# Description of the task:
Look through the material below. Copy every line with the string "screenshot" in it.

# Stored records:
+++

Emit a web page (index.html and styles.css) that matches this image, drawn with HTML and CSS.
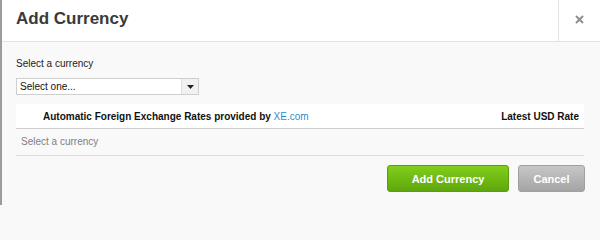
FILE: index.html
```html
<!DOCTYPE html>
<html>
<head>
<meta charset="utf-8">
<link rel="stylesheet" href="styles.css">
</head>
<body>
<div class="modal">
  <div class="header">
    <div class="title">Add Currency</div>
    <div class="close">
      <svg width="9" height="9" viewBox="0 0 9 9"><path d="M1 1L8 8M8 1L1 8" stroke="#8f8f8f" stroke-width="2"/></svg>
    </div>
  </div>
  <div class="body">
    <div class="label">Select a currency</div>
    <div class="select">
      <span class="select-text">Select one...</span>
      <span class="select-arrow"><svg width="7" height="4" viewBox="0 0 7 4"><path d="M0 0H7L3.5 4Z" fill="#222"/></svg></span>
    </div>
    <div class="table">
      <div class="thead">
        <span class="provider">Automatic Foreign Exchange Rates provided by <a class="xe">XE.com</a></span>
        <span class="rate">Latest USD Rate</span>
      </div>
      <div class="trow">Select a currency</div>
    </div>
    <div class="footer">
      <button class="btn btn-add">Add Currency</button>
      <button class="btn btn-cancel">Cancel</button>
    </div>
  </div>
</div>
</body>
</html>
```
FILE: styles.css
```css
html, body {
  margin: 0;
  padding: 0;
  background: #f9f9f9;
}
.modal {
  width: 598px;
  height: 205px;
  border-left: 2px solid #9c9c9c;
  font-family: "Liberation Sans", Arial, sans-serif;
  background: #f9f9f9;
  overflow: hidden;
}
.header {
  height: 41px;
  display: flex;
  align-items: stretch;
  background: #fff;
  border-bottom: 1px solid #e2e2e2;
}
.title {
  padding-left: 14px;
  font-size: 17px;
  font-weight: bold;
  color: #3a3a3a;
  line-height: 38px;
}
.close {
  margin-left: auto;
  width: 41px;
  border-left: 1px solid #e2e2e2;
  display: flex;
  align-items: center;
  justify-content: center;
  padding-bottom: 2px;
}
.body {
  padding: 0 14px 0 14px;
}
.label {
  margin-top: 15px;
  font-size: 10px;
  line-height: 14px;
  color: #222;
}
.select {
  margin-top: 7px;
  width: 181px;
  height: 15px;
  border: 1px solid #cfcfcf;
  background: #fff;
  display: flex;
  align-items: stretch;
}
.select-text {
  flex: 1;
  font-size: 10px;
  line-height: 15px;
  padding-left: 3px;
  color: #111;
}
.select-arrow {
  width: 16px;
  border-left: 1px solid #e0e0e0;
  background: #f1f1f1;
  display: flex;
  align-items: center;
  justify-content: center;
}
.table {
  margin-top: 9px;
  width: 568px;
}
.thead {
  height: 24px;
  background: #fff;
  border-bottom: 1px solid #cfcfcf;
  display: flex;
  align-items: center;
  font-size: 10px;
  font-weight: bold;
  color: #111;
}
.provider {
  padding-left: 27px;
}
.xe {
  font-weight: normal;
  color: #2d8fd0;
}
.rate {
  margin-left: auto;
  padding-right: 5px;
}
.trow {
  height: 26px;
  line-height: 26px;
  border-bottom: 1px solid #dcdcdc;
  font-size: 10px;
  color: #808080;
  padding-left: 5px;
}
.footer {
  margin-top: 9px;
  display: flex;
  justify-content: flex-end;
  gap: 9px;
  width: 569px;
}
.btn {
  height: 27px;
  border-radius: 3px;
  font-family: "Liberation Sans", Arial, sans-serif;
  font-size: 11px;
  font-weight: bold;
  color: #fff;
  padding: 0;
  cursor: pointer;
}
.btn-add {
  width: 122px;
  background: linear-gradient(#82ce1c, #5ea60c);
  border: 1px solid #5a9d0d;
}
.btn-cancel {
  width: 67px;
  background: linear-gradient(#c7c7c7, #a4a4a4);
  border: 1px solid #a0a0a0;
}
```
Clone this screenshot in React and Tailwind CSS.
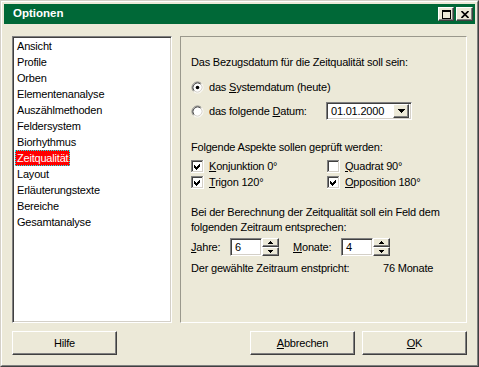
import React from "react";

const raised =
  "bg-[#ECE9D8] border border-t-white border-l-white border-r-[#404040] border-b-[#404040] shadow-[inset_-1px_-1px_0_#808080]";
const sunken2 =
  "border border-t-[#808080] border-l-[#808080] border-r-white border-b-white shadow-[inset_1px_1px_0_#404040,inset_-1px_-1px_0_#D4D0C8]";

function Radio({ checked }) {
  return (
    <svg width="13" height="13" viewBox="0 0 13 13" className="shrink-0">
      <circle cx="6.5" cy="6.5" r="5" fill="white" />
      <path d="M2.61 10.39 A5.5 5.5 0 0 1 10.39 2.61" stroke="#808080" fill="none" />
      <path d="M10.39 2.61 A5.5 5.5 0 0 1 2.61 10.39" stroke="#ffffff" fill="none" />
      <path d="M3.32 9.68 A4.5 4.5 0 0 1 9.68 3.32" stroke="#404040" fill="none" />
      <path d="M9.68 3.32 A4.5 4.5 0 0 1 3.32 9.68" stroke="#D4D0C8" fill="none" />
      {checked && <circle cx="6.5" cy="6.5" r="1.8" fill="black" />}
    </svg>
  );
}

function Check({ checked }) {
  return (
    <svg width="13" height="13" viewBox="0 0 13 13" className="shrink-0" shapeRendering="crispEdges">
      <rect x="0" y="0" width="13" height="13" fill="white" />
      <rect x="0" y="0" width="12" height="1" fill="#808080" />
      <rect x="0" y="0" width="1" height="12" fill="#808080" />
      <rect x="1" y="1" width="10" height="1" fill="#404040" />
      <rect x="1" y="1" width="1" height="10" fill="#404040" />
      <rect x="1" y="11" width="11" height="1" fill="#D4D0C8" />
      <rect x="11" y="1" width="1" height="11" fill="#D4D0C8" />
      <rect x="2" y="2" width="9" height="9" fill="white" />
      {checked && (
        <polygon points="3,5 5,7 9,3 9,6 5,10 3,8" fill="black" />
      )}
    </svg>
  );
}

function U({ children }) {
  return <span className="underline underline-offset-[1px]">{children}</span>;
}

function Spin({ value }) {
  return (
    <div className="flex h-[18px]">
      <div className={`w-[32px] h-[18px] bg-white ${sunken2} pl-[4px] flex items-center`}>
        {value}
      </div>
      <div className="w-[17px] h-[18px] flex flex-col">
        <div className={`${raised} h-[9px] flex items-center justify-center`}>
          <svg width="5" height="3" viewBox="0 0 5 3" shapeRendering="crispEdges">
            <polygon points="2.5,0 5,3 0,3" fill="black" />
          </svg>
        </div>
        <div className={`${raised} h-[9px] flex items-center justify-center`}>
          <svg width="5" height="3" viewBox="0 0 5 3" shapeRendering="crispEdges">
            <polygon points="0,0 5,0 2.5,3" fill="black" />
          </svg>
        </div>
      </div>
    </div>
  );
}

export default function App() {
  const items = [
    "Ansicht",
    "Profile",
    "Orben",
    "Elementenanalyse",
    "Auszählmethoden",
    "Feldersystem",
    "Biorhythmus",
    "Zeitqualität",
    "Layout",
    "Erläuterungstexte",
    "Bereiche",
    "Gesamtanalyse",
  ];
  return (
    <div
      className="w-[479px] h-[367px] border border-t-[#D4D0C8] border-l-[#D4D0C8] border-r-[#404040] border-b-[#404040] text-black text-[11px] tracking-[-0.2px]"
      style={{ fontFamily: '"Liberation Sans", Arial, sans-serif' }}
    >
      <div className="w-full h-full bg-[#ECE9D8] border border-t-white border-l-white border-r-[#808080] border-b-[#808080] p-[2px] flex flex-col">
        {/* Title bar */}
        <div className="h-[20px] bg-[#006837] flex items-center pl-[9px] pr-[2px] shrink-0">
          <span className="text-white font-bold text-[11.5px] tracking-normal">Optionen</span>
          <div className="ml-auto flex gap-[2px]">
            <div className={`${raised} w-[16px] h-[14px] flex items-center justify-center`}>
              <svg width="9" height="9" viewBox="0 0 9 9" shapeRendering="crispEdges">
                <rect x="0" y="0" width="9" height="2" fill="black" />
                <rect x="0" y="0" width="1" height="9" fill="black" />
                <rect x="8" y="0" width="1" height="9" fill="black" />
                <rect x="0" y="8" width="9" height="1" fill="black" />
              </svg>
            </div>
            <div className={`${raised} w-[17px] h-[14px] flex items-center justify-center`}>
              <svg width="8" height="7" viewBox="0 0 8 7">
                <path d="M0.5 0 L7.5 7 M7.5 0 L0.5 7" stroke="black" strokeWidth="1.6" />
              </svg>
            </div>
          </div>
        </div>

        {/* Body */}
        <div className="flex-1 flex flex-col px-[8px] pt-[12px] pb-[8px] gap-[8px]">
          <div className="flex gap-[8px] h-[287px]">
            {/* List */}
            <div className={`w-[160px] h-full bg-white ${sunken2} p-[1px] pt-[1px]`}>
              <div className="flex flex-col pl-[1px]">
                {items.map((it) => (
                  <div key={it} className="h-[16px] leading-[16px]">
                    {it === "Zeitqualität" ? (
                      <span className="inline-block h-[16px] px-[2px] bg-[#FF0000] text-white outline-1 outline-dotted outline-[#00FFFF] -outline-offset-1">
                        {it}
                      </span>
                    ) : (
                      <span className="inline-block px-[2px]">{it}</span>
                    )}
                  </div>
                ))}
              </div>
            </div>

            {/* Panel */}
            <div className="flex-1 h-full border border-t-[#9A988C] border-l-[#9A988C] border-r-white border-b-white pl-[10px] pt-[18px] flex flex-col">
              <div className="h-[14px] flex items-center">
                Das Bezugsdatum für die Zeitqualität soll sein:
              </div>
              <div className="h-[16px] mt-[10px] flex items-center gap-[5px]">
                <Radio checked />
                <span>
                  das <U>S</U>ystemdatum (heute)
                </span>
              </div>
              <div className="h-[18px] mt-[7px] flex items-center">
                <div className="w-[135px] flex items-center gap-[5px]">
                  <Radio />
                  <span>
                    das folgende <U>D</U>atum:
                  </span>
                </div>
                <div className={`w-[86px] h-[18px] bg-white ${sunken2} flex items-center pl-[4px] pr-[2px]`}>
                  <span>01.01.2000</span>
                  <div className={`${raised} ml-auto w-[16px] h-[14px] flex items-center justify-center`}>
                    <svg width="7" height="4" viewBox="0 0 7 4" shapeRendering="crispEdges">
                      <polygon points="0,0 7,0 3.5,4" fill="black" />
                    </svg>
                  </div>
                </div>
              </div>

              <div className="h-[14px] mt-[20px] flex items-center">
                Folgende Aspekte sollen geprüft werden:
              </div>
              <div className="h-[16px] mt-[4px] flex items-center">
                <div className="w-[136px] flex items-center gap-[5px]">
                  <Check checked />
                  <span>
                    <U>K</U>onjunktion 0°
                  </span>
                </div>
                <div className="flex items-center gap-[5px]">
                  <Check />
                  <span>
                    <U>Q</U>uadrat 90°
                  </span>
                </div>
              </div>
              <div className="h-[16px] flex items-center">
                <div className="w-[136px] flex items-center gap-[5px]">
                  <Check checked />
                  <span>
                    <U>T</U>rigon 120°
                  </span>
                </div>
                <div className="flex items-center gap-[5px]">
                  <Check checked />
                  <span>
                    <U>O</U>pposition 180°
                  </span>
                </div>
              </div>

              <div className="mt-[15px] leading-[15px]">
                Bei der Berechnung der Zeitqualität soll ein Feld dem
                <br />
                folgenden Zeitraum entsprechen:
              </div>
              <div className="h-[18px] mt-[3px] flex items-center">
                <span className="w-[39px]">
                  <U>J</U>ahre:
                </span>
                <Spin value="6" />
                <span className="w-[48px] ml-[14px]">
                  <U>M</U>onate:
                </span>
                <Spin value="4" />
              </div>
              <div className="h-[14px] mt-[5px] flex items-center">
                <span className="w-[192px] shrink-0 whitespace-nowrap">
                  Der gewählte Zeitraum enstpricht:
                </span>
                <span>76 Monate</span>
              </div>
            </div>
          </div>

          {/* Buttons */}
          <div className="flex h-[24px]">
            <div className={`${raised} w-[105px] h-[24px] flex items-center justify-center`}>Hilfe</div>
            <div className={`${raised} ml-auto w-[105px] h-[24px] flex items-center justify-center`}>
              <span>
                <U>A</U>bbrechen
              </span>
            </div>
            <div className={`${raised} ml-[7px] w-[105px] h-[24px] flex items-center justify-center`}>
              <span>
                <U>O</U>K
              </span>
            </div>
          </div>
        </div>
      </div>
    </div>
  );
}
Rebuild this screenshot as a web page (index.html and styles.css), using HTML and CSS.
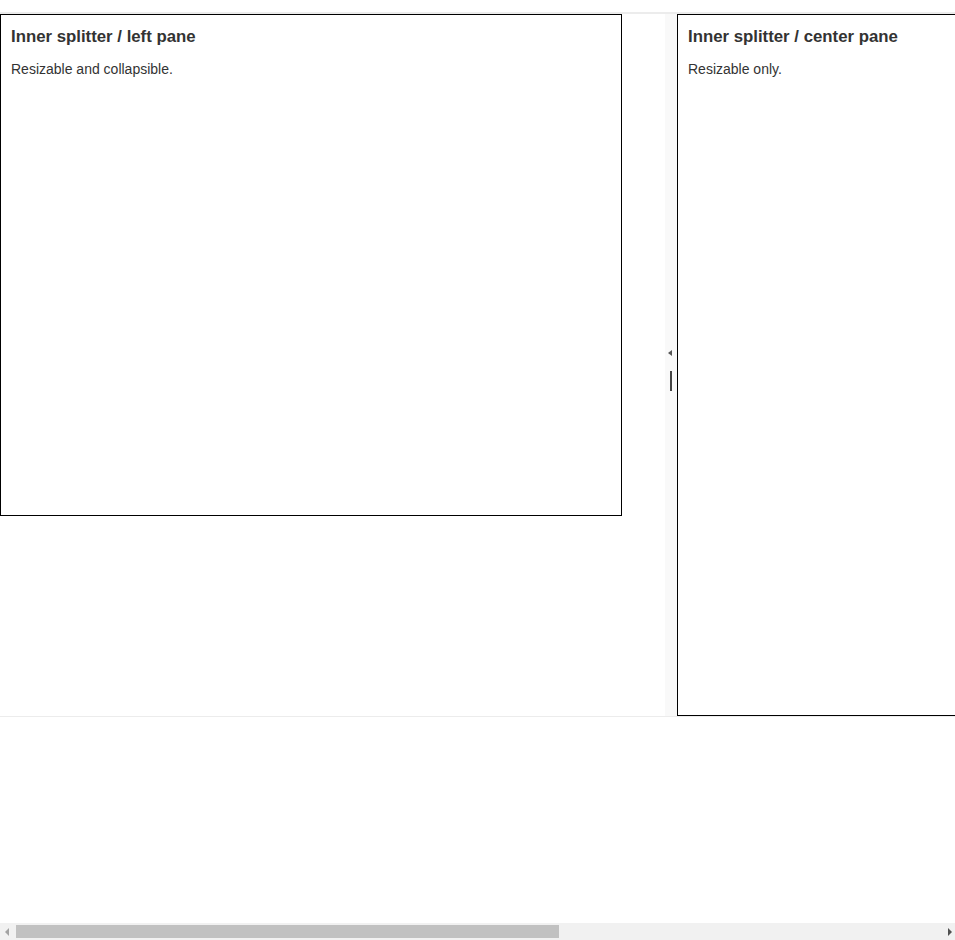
FILE: index.html
```html
<!DOCTYPE html>
<html lang="en">
<head>
    <meta charset="UTF-8">
    <meta name="viewport" content="width=device-width, initial-scale=1.0">
    <title>Nested splitter</title>
    <link rel="stylesheet" href="styles.css">
</head>
<body>

    <div class="splitter">
        <div class="pane pane-left">
            <div class="box box-left">
                <h3>Inner splitter / left pane</h3>
                <p>Resizable and collapsible.</p>
            </div>
        </div>

        <div class="splitbar">
            <span class="collapse-prev"></span>
            <span class="drag-handle"></span>
        </div>

        <div class="pane pane-center">
            <div class="box box-center">
                <h3>Inner splitter / center pane</h3>
                <p>Resizable only.</p>
            </div>
        </div>
    </div>

    <!-- barre de défilement horizontale -->
    <div class="hscroll">
        <span class="arrow arrow-left"></span>
        <div class="track">
            <div class="thumb"></div>
        </div>
        <span class="arrow arrow-right"></span>
    </div>

</body>
</html>
```

FILE: styles.css
```css
html {
    overflow: hidden;
}

html, body {
    margin: 0;
}

body {
    font-family: "Liberation Sans", Arial, sans-serif;
    color: #333;
    background-color: #fff;
    padding-top: 12px;
    width: 1623px;
}

.splitter {
    display: flex;
    height: 702px;
    border-top: 2px solid #ececec;
    border-bottom: 1px solid #ececec;
}

.pane {
    flex: none;
}

.pane-left {
    width: 665px;
}

.pane-center {
    flex: 1;
}

.box {
    border: 1px solid #000;
    padding: 11px 10px 10px;
    box-sizing: border-box;
}

.box-left {
    width: 622px;
    height: 502px;
}

.box-center {
    height: 702px;
}

.box h3 {
    font-size: 16.8px;
    font-weight: bold;
    margin: 0;
    line-height: 22px;
}

.box p {
    font-size: 14px;
    margin: 13px 0 0;
    line-height: 16px;
}

/* barre de séparation avec flèche et poignée */
.splitbar {
    width: 12px;
    background-color: #f9f9f9;
    display: flex;
    flex-direction: column;
    align-items: center;
    padding-top: 336px;
    box-sizing: border-box;
}

.collapse-prev {
    width: 0;
    height: 0;
    border-top: 3px solid transparent;
    border-bottom: 3px solid transparent;
    border-right: 4px solid #555;
    margin-left: -2px;
}

.drag-handle {
    width: 2px;
    height: 20px;
    background-color: #444;
    margin-top: 15px;
    margin-left: -1px;
}

/* Barre de défilement dessinée au bas de la fenêtre */
.hscroll {
    position: fixed;
    left: 0;
    bottom: 0;
    width: 955px;
    height: 17px;
    background-color: #f1f1f1;
    display: flex;
    align-items: center;
}

.track {
    flex: 1;
    height: 13px;
}

.thumb {
    width: 543px;
    height: 100%;
    background-color: #c1c1c1;
}

.arrow {
    width: 16px;
    display: flex;
    box-sizing: border-box;
}

.arrow::before {
    content: "";
    border-top: 4px solid transparent;
    border-bottom: 4px solid transparent;
}

.arrow-left {
    padding-left: 5px;
}

.arrow-left::before {
    border-right: 4px solid #a3a3a3;
}

.arrow-right {
    padding-left: 9px;
}

.arrow-right::before {
    border-left: 4px solid #505050;
}
```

+++

# Solution:
Clone this screenshot in React and Tailwind CSS.
Rebuild this screenshot as a web page (index.html and styles.css), using HTML and CSS.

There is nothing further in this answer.